= Short problem =
Find the word "React" in the material below and gather every line that contains it.

════════

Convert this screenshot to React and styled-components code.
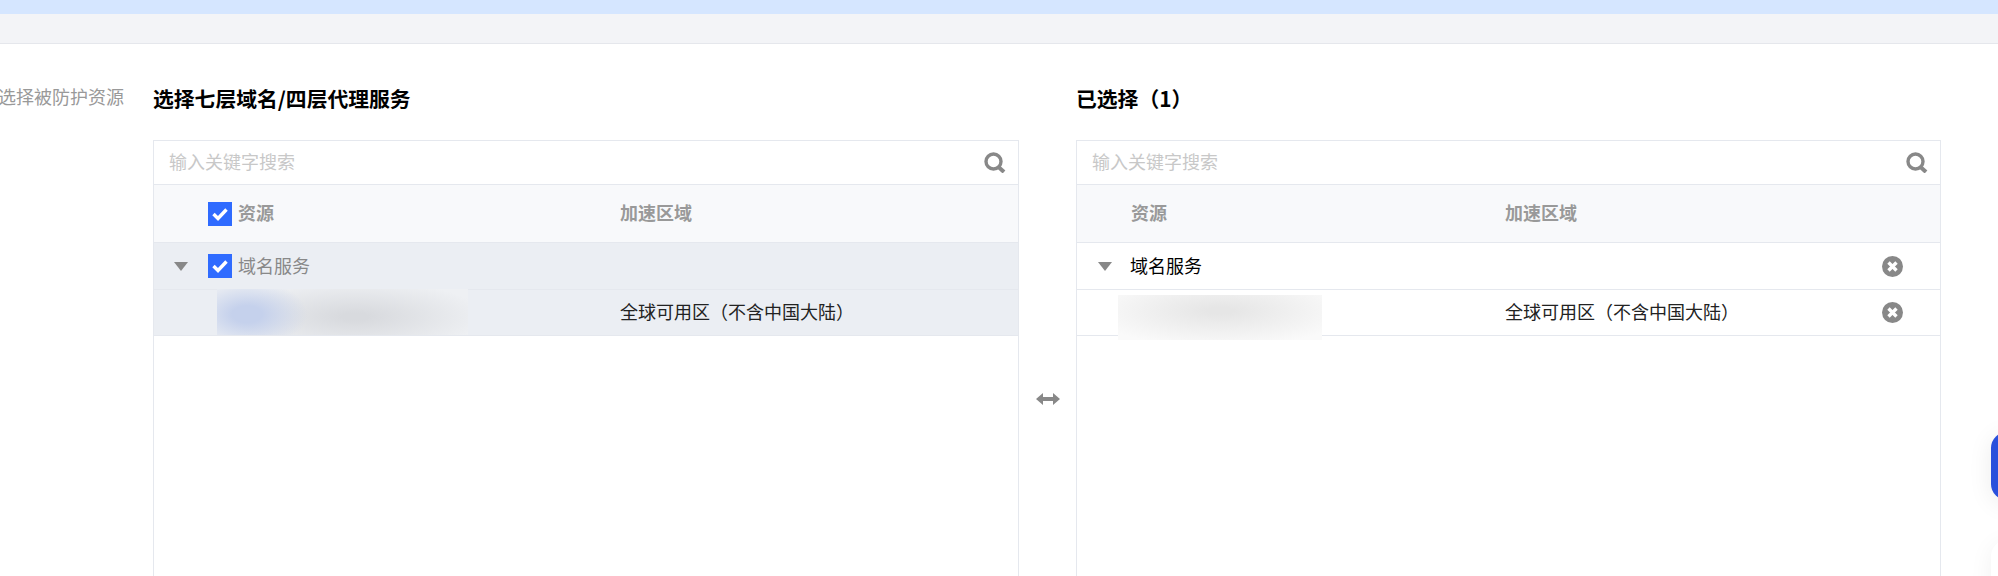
import React from 'react';
import styled, { createGlobalStyle } from 'styled-components';

const GlobalStyle = createGlobalStyle`
  html, body {
    margin: 0;
    padding: 0;
    height: 100%;
    overflow: hidden;
    background: #fff;
  }
  body {
    font-family: "Noto Sans CJK SC", "Noto Sans", sans-serif;
    font-size: 18px;
    color: #000;
  }
`;

const Page = styled.div`
  height: 576px;
  overflow: hidden;
  position: relative;
`;

const Notice = styled.div`
  height: 14px;
  background: #d5e6ff;
`;

const SubBar = styled.div`
  height: 29px;
  background: #f3f4f7;
  border-bottom: 1px solid #e5e7ec;
`;

const Form = styled.div`
  display: flex;
  padding-top: 40px;
`;

const FormLabel = styled.div`
  flex: 0 0 124px;
  min-width: 0;
  display: flex;
  justify-content: flex-end;
  height: 24px;
  line-height: 24px;
  color: #999;
  white-space: nowrap;
`;

const Transfer = styled.div`
  display: flex;
  margin-left: 29px;
`;

const Side = styled.section`
  width: ${(p) => p.$width}px;
  flex: none;
`;

const SideTitle = styled.h3`
  margin: 0 0 26px;
  height: 30px;
  line-height: 28px;
  font-size: 20.8px;
  font-weight: 700;
  color: #000;
`;

const Box = styled.div`
  height: 500px;
  border: 1px solid #e5e8ee;
  box-sizing: border-box;
`;

const SearchBar = styled.div`
  display: flex;
  align-items: center;
  height: 43px;
  padding: 0 12px 0 15px;
  border-bottom: 1px solid #e5e8ee;
`;

const SearchInput = styled.input`
  flex: 1;
  height: 38px;
  margin-bottom: 4px;
  border: 0;
  outline: 0;
  padding: 0;
  font: inherit;
  color: #000;
  background: transparent;
  &::placeholder {
    color: #c8c8c8;
    opacity: 1;
  }
`;

const Row = styled.div`
  position: relative;
  display: grid;
  grid-template-columns: ${(p) => p.$columns};
  align-items: center;
  height: ${(p) => p.$height}px;
  box-sizing: border-box;
  border-bottom: 1px solid #e5e8ee;
  background: ${(p) => p.$bg || '#fff'};
`;

const NameCell = styled.div`
  display: flex;
  align-items: center;
  padding-left: ${(p) => p.$indent}px;
  color: ${(p) => p.$color || '#000'};
`;

const CellText = styled.span`
  line-height: 24px;
  margin-bottom: 3px;
`;

const HeadText = styled(CellText)`
  font-weight: 700;
  color: #999;
`;

const RegionCell = styled(CellText)`
  color: #222;
`;

const Check = styled.span`
  display: flex;
  align-items: center;
  justify-content: center;
  flex: none;
  width: 24px;
  height: 24px;
  margin-right: 6px;
  background: #2f6bff;
`;

const Caret = styled.span`
  flex: none;
  width: 0;
  height: 0;
  margin-right: ${(p) => p.$gap}px;
  border-left: 7.5px solid transparent;
  border-right: 7.5px solid transparent;
  border-top: 9px solid #888;
`;

const ActionCell = styled.div`
  display: flex;
`;

const Blurred = styled.div`
  position: absolute;
  left: ${(p) => p.$left}px;
  top: ${(p) => p.$top}px;
  width: ${(p) => p.$width}px;
  height: ${(p) => p.$h}px;
  background: ${(p) => p.$fill};
`;

const Swap = styled.div`
  flex: 0 0 57px;
  height: 500px;
  display: flex;
  justify-content: center;
  padding-top: 308px;
  box-sizing: border-box;
`;

const FloatButton = styled.div`
  position: absolute;
  left: 1991px;
  top: 432px;
  width: 40px;
  height: 68px;
  border-radius: 16px;
  background: #2a50dc;
  box-shadow: 0 4px 24px rgba(0, 0, 0, 0.08);
`;

const FloatCard = styled.div`
  position: absolute;
  left: 1991px;
  top: 540px;
  width: 40px;
  height: 68px;
  border-radius: 16px;
  background: #fff;
  box-shadow: 0 4px 24px rgba(0, 0, 0, 0.06);
`;

const SearchIcon = () => (
  <svg width="22" height="21" viewBox="0 0 22 21" fill="none">
    <circle cx="9.5" cy="9.5" r="7.5" stroke="#888" strokeWidth="3.4" />
    <path d="M14.5 15l5.5 5" stroke="#888" strokeWidth="4" />
  </svg>
);

const CheckMark = () => (
  <svg width="18" height="16" viewBox="0 0 18 16" fill="none">
    <path d="M2.5 8l4.5 4.5L15.5 3.5" stroke="#fff" strokeWidth="3.4" />
  </svg>
);

const CloseIcon = () => (
  <svg width="21" height="21" viewBox="0 0 21 21">
    <circle cx="10.5" cy="10.5" r="10.5" fill="#888" />
    <path d="M6.5 6.5l8 8M14.5 6.5l-8 8" stroke="#fff" strokeWidth="3.4" />
  </svg>
);

const SwapIcon = () => (
  <svg width="24" height="14" viewBox="0 0 24 14">
    <path d="M0 7l7-6v4h10V1l7 6-7 6V9H7v4z" fill="#888" />
  </svg>
);

const LEFT_COLS = '466px 1fr';
const RIGHT_COLS = '428px 1fr 58px';

const App = () => {
  return (
    <Page>
      <GlobalStyle />
      <Notice />
      <SubBar />
      <Form>
        <FormLabel>选择被防护资源</FormLabel>
        <Transfer>
          <Side $width={866}>
            <SideTitle>选择七层域名/四层代理服务</SideTitle>
            <Box>
              <SearchBar>
                <SearchInput placeholder="输入关键字搜索" />
                <SearchIcon />
              </SearchBar>
              <Row $columns={LEFT_COLS} $height={58} $bg="#f8f9fb">
                <NameCell $indent={54}>
                  <Check><CheckMark /></Check>
                  <HeadText>资源</HeadText>
                </NameCell>
                <HeadText>加速区域</HeadText>
              </Row>
              <Row $columns={LEFT_COLS} $height={47} $bg="#ebeef3">
                <NameCell $indent={20} $color="#888">
                  <Caret $gap={20} />
                  <Check><CheckMark /></Check>
                  <CellText>域名服务</CellText>
                </NameCell>
                <span />
              </Row>
              <Row $columns={LEFT_COLS} $height={46} $bg="#ebeef3">
                <span />
                <RegionCell>全球可用区（不含中国大陆）</RegionCell>
                <Blurred
                  $left={63}
                  $top={-1}
                  $width={251}
                  $h={46}
                  $fill="radial-gradient(ellipse 60px 34px at 12% 55%, #c5d1ec 25%, rgba(197,209,236,0) 100%), radial-gradient(ellipse 130px 36px at 55% 60%, #d8dade 10%, rgba(216,218,222,0) 100%), #eef0f3"
                />
              </Row>
            </Box>
          </Side>
          <Swap>
            <SwapIcon />
          </Swap>
          <Side $width={865}>
            <SideTitle>已选择（1）</SideTitle>
            <Box>
              <SearchBar>
                <SearchInput placeholder="输入关键字搜索" />
                <SearchIcon />
              </SearchBar>
              <Row $columns={RIGHT_COLS} $height={58} $bg="#f8f9fb">
                <NameCell $indent={54}>
                  <HeadText>资源</HeadText>
                </NameCell>
                <HeadText>加速区域</HeadText>
                <span />
              </Row>
              <Row $columns={RIGHT_COLS} $height={47}>
                <NameCell $indent={21}>
                  <Caret $gap={18} />
                  <CellText>域名服务</CellText>
                </NameCell>
                <span />
                <ActionCell><CloseIcon /></ActionCell>
              </Row>
              <Row $columns={RIGHT_COLS} $height={46}>
                <span />
                <RegionCell>全球可用区（不含中国大陆）</RegionCell>
                <ActionCell><CloseIcon /></ActionCell>
                <Blurred
                  $left={41}
                  $top={5}
                  $width={204}
                  $h={45}
                  $fill="radial-gradient(ellipse 130px 36px at 50% 35%, #e6e6e6 10%, rgba(230,230,230,0) 100%), #fafafa"
                />
              </Row>
            </Box>
          </Side>
        </Transfer>
      </Form>
      <FloatButton />
      <FloatCard />
    </Page>
  );
};

export default App;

════════

= Result of this task =
Convert this screenshot to React and styled-components code.
import React from 'react';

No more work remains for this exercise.